> _REQUIRED TASK_: Look through the data for the string "that". Copy every line where it is found.

> _RECORDS SHOWN_:
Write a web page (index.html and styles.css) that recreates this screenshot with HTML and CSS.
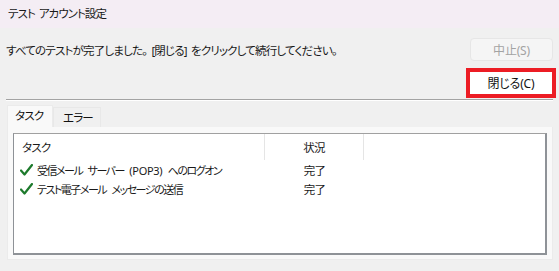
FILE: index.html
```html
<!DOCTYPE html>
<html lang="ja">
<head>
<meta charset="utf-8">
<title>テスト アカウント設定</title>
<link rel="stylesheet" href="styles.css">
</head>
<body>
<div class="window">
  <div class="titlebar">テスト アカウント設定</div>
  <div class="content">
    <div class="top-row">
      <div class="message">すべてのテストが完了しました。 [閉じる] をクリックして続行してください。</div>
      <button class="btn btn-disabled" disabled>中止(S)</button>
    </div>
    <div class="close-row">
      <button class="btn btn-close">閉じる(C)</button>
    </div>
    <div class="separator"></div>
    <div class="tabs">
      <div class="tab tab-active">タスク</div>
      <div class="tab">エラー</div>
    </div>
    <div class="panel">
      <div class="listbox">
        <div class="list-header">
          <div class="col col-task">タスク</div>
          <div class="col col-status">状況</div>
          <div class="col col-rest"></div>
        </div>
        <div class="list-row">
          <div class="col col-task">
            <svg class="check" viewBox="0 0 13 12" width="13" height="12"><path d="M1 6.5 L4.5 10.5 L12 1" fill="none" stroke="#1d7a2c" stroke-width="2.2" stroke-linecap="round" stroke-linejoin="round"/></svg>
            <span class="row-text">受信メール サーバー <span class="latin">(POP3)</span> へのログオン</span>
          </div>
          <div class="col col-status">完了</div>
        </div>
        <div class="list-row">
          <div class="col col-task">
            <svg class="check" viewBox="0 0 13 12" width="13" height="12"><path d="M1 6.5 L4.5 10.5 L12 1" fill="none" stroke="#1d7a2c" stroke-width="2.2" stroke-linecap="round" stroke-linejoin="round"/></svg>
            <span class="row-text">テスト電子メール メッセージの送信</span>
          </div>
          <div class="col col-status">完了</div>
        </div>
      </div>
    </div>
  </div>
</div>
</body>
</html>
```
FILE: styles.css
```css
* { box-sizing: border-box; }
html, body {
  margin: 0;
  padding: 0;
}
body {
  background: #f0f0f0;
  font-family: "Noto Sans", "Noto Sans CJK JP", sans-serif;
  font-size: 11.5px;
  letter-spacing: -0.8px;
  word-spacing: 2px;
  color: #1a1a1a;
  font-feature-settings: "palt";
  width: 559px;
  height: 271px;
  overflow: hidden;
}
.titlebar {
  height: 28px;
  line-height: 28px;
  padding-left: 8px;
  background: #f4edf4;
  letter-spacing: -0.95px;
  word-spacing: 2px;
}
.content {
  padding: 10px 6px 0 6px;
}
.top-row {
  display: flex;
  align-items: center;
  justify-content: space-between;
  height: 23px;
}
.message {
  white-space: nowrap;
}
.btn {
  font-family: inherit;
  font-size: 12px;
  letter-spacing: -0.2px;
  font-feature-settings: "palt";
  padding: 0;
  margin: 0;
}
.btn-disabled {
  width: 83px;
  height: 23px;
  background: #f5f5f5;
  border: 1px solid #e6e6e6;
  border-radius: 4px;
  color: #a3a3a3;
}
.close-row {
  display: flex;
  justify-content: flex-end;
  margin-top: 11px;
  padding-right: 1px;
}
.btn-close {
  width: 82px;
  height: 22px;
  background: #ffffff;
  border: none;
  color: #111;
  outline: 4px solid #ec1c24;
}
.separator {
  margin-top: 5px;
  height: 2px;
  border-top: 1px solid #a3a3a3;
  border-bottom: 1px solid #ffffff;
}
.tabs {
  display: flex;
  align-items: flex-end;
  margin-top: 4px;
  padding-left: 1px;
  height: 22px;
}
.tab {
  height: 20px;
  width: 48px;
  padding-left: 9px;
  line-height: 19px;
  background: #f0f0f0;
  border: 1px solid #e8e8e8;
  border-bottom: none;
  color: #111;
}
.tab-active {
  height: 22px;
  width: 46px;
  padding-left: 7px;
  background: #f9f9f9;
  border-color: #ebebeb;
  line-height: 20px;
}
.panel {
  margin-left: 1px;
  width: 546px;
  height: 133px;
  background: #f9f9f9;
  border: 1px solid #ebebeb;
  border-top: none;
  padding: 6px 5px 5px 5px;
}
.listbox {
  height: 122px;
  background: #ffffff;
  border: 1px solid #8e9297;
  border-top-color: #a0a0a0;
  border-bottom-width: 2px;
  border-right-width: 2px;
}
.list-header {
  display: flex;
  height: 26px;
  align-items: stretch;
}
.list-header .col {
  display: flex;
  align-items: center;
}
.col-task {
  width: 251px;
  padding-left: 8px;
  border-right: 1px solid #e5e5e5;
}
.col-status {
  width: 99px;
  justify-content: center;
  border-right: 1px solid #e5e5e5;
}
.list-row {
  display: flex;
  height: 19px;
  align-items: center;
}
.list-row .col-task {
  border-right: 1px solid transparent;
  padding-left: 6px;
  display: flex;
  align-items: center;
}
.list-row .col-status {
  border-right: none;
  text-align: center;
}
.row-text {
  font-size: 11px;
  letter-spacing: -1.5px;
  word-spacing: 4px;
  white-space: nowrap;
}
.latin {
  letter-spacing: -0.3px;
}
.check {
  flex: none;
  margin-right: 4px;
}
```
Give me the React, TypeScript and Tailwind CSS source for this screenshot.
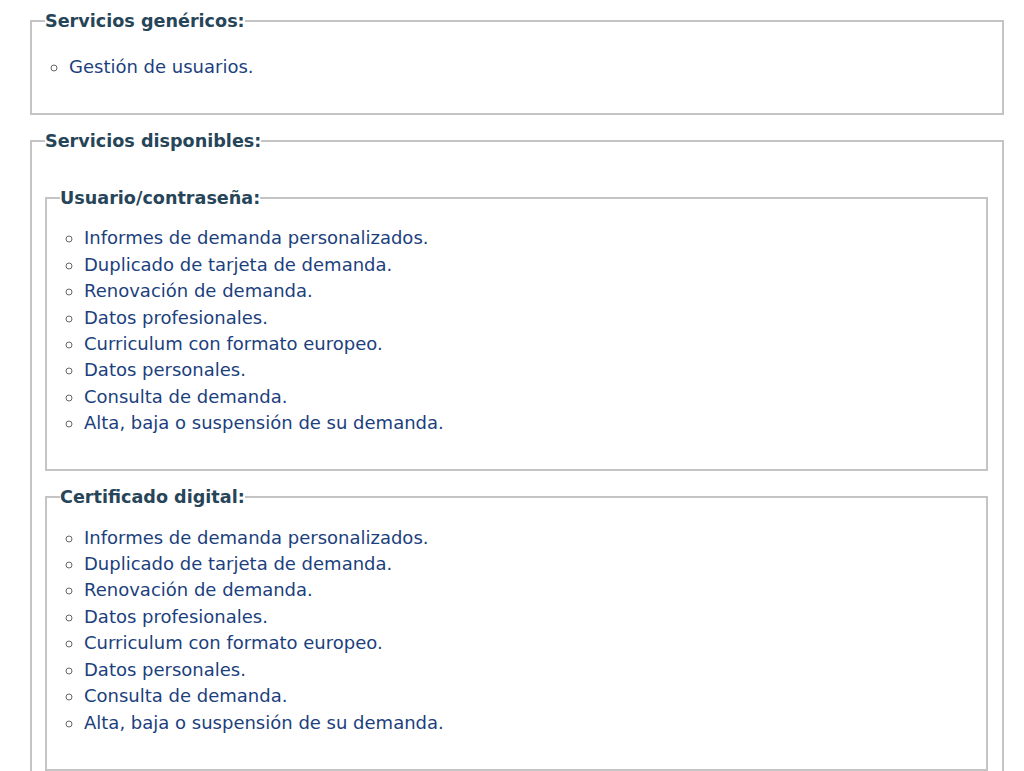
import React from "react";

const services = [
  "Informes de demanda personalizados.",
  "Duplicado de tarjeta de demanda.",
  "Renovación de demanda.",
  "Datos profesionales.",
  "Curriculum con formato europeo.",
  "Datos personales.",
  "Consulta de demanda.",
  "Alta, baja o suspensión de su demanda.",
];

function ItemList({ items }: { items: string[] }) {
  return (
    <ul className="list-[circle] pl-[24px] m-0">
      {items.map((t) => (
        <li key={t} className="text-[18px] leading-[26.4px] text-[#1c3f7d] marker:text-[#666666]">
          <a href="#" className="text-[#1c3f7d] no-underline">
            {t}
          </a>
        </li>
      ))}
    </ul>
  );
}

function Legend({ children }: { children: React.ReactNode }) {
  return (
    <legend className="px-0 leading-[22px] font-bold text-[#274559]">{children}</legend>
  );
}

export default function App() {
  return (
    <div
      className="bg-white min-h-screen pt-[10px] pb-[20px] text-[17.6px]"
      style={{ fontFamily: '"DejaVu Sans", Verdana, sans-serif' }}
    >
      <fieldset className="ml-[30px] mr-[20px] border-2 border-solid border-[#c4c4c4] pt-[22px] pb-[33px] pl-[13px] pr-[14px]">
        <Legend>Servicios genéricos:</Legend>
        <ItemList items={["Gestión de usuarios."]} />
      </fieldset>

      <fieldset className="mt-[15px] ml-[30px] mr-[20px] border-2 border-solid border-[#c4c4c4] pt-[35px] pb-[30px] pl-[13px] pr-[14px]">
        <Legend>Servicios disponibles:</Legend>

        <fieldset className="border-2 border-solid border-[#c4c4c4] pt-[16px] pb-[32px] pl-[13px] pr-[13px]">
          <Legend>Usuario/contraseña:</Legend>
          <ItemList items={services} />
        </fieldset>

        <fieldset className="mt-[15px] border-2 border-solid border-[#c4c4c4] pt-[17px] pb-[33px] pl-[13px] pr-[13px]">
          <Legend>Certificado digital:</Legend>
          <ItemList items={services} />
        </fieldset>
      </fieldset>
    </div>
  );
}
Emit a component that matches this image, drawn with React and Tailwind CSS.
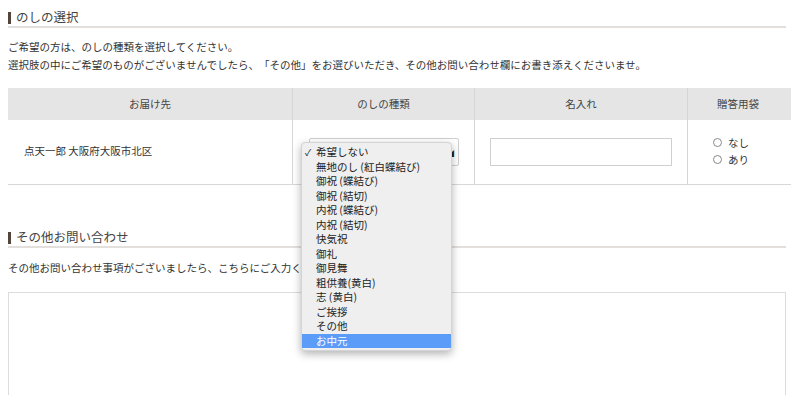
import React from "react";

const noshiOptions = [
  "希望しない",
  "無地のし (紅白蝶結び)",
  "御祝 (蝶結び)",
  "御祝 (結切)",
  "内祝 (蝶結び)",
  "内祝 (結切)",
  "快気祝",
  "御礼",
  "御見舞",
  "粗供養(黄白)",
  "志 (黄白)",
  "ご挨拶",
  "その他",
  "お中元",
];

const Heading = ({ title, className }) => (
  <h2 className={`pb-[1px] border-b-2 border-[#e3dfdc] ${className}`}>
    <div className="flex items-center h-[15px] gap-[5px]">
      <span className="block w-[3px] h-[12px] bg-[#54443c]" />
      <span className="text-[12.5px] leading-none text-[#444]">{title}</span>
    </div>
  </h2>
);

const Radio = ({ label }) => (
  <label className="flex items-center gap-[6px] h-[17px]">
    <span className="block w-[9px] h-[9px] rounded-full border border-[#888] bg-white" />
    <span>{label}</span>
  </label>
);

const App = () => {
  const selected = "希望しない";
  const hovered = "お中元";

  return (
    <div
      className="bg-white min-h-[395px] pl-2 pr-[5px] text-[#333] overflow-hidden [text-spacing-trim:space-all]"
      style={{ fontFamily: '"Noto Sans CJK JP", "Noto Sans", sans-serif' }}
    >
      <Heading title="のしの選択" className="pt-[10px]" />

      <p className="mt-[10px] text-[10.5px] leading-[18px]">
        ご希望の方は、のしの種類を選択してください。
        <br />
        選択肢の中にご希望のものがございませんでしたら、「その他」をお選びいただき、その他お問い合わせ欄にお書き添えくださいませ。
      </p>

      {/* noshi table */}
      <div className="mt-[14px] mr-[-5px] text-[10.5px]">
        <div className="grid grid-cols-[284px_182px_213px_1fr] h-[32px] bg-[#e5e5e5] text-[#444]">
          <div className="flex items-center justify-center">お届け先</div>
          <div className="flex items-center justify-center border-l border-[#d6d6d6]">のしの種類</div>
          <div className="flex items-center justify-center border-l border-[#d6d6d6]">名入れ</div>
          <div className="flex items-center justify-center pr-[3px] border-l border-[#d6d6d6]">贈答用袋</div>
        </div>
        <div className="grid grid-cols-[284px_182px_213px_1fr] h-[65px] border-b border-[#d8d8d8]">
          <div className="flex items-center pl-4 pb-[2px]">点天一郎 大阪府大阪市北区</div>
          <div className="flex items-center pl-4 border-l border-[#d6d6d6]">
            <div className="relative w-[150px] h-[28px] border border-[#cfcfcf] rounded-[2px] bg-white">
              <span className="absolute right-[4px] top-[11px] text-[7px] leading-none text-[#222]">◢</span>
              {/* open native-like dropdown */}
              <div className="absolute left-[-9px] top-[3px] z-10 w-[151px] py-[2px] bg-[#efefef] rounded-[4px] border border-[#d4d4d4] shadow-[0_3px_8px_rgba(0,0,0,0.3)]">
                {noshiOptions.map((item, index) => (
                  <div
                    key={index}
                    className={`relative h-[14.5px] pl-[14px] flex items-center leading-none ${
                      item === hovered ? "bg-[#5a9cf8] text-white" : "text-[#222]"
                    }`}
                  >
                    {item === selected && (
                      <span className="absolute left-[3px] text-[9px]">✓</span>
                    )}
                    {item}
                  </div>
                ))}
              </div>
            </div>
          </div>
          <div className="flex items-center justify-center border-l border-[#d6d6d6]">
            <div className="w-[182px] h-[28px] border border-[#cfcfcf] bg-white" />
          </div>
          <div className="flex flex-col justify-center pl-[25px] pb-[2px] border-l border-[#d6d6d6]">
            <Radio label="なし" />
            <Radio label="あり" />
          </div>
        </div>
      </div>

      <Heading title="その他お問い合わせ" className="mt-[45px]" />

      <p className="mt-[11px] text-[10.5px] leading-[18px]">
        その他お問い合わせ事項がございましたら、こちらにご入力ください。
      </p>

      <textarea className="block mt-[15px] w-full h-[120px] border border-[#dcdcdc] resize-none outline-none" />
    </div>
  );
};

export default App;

> _COMPLETED EXERCISE_:
Write a web page (index.html and styles.css) that recreates this screenshot with HTML and CSS.
Emit a component that matches this image, drawn with React and Tailwind CSS.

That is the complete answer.